━━ Available data ━━
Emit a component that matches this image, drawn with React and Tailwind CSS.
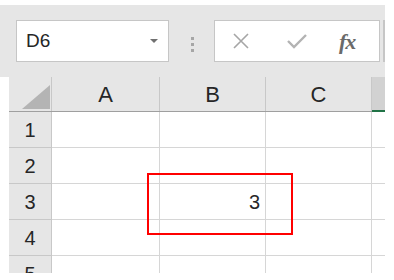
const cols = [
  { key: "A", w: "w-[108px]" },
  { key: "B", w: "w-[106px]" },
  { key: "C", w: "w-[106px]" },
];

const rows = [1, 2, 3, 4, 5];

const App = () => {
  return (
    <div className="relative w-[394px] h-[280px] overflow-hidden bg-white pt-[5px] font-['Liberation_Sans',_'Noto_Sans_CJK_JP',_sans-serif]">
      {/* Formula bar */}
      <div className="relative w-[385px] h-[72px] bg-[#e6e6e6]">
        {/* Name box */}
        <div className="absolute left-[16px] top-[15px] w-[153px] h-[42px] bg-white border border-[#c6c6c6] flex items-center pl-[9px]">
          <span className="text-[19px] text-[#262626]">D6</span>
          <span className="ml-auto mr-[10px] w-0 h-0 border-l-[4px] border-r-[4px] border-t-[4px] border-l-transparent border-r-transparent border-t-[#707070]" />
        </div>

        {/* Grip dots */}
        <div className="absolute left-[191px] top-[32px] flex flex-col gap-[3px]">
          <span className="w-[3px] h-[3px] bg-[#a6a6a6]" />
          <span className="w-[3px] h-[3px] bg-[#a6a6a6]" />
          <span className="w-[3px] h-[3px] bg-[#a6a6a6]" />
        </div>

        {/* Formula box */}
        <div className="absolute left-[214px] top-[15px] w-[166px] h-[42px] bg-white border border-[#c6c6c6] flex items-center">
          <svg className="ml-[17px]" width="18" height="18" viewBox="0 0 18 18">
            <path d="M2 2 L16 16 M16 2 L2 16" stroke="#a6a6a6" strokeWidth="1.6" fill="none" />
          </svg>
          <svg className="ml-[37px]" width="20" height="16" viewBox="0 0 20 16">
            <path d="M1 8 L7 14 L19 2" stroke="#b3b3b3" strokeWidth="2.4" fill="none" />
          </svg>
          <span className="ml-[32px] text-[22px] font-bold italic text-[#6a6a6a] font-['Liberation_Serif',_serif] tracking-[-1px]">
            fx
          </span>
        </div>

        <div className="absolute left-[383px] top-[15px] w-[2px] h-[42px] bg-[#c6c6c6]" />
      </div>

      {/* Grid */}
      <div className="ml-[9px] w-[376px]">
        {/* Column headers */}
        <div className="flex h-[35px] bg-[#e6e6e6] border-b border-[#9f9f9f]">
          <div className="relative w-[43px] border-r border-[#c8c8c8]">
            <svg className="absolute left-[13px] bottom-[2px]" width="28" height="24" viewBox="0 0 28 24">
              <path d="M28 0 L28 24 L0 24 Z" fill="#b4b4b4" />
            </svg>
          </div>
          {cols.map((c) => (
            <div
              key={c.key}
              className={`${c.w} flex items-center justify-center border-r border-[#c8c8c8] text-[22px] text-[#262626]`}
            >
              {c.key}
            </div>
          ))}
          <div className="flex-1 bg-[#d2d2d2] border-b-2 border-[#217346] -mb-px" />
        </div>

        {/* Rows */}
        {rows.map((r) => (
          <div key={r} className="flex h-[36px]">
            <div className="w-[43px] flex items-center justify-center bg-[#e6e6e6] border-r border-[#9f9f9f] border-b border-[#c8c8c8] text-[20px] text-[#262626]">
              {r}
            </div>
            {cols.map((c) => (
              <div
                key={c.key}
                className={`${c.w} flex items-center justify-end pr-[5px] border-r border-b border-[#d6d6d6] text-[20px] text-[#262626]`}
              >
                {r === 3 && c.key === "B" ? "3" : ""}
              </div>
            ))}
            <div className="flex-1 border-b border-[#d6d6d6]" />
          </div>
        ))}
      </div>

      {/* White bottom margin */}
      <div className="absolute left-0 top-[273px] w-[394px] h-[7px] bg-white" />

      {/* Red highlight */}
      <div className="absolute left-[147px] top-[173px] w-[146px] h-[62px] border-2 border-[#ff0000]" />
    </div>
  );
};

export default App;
━━━
* **Written problem**: Skip the pictures and restate exactly the lines from the beginning of the listing to the line with "const rows = [1, 2, 3, 4, 5];", that line included.

* **Completed exercise**:
Emit a component that matches this image, drawn with React and Tailwind CSS.
const cols = [
  { key: "A", w: "w-[108px]" },
  { key: "B", w: "w-[106px]" },
  { key: "C", w: "w-[106px]" },
];

const rows = [1, 2, 3, 4, 5];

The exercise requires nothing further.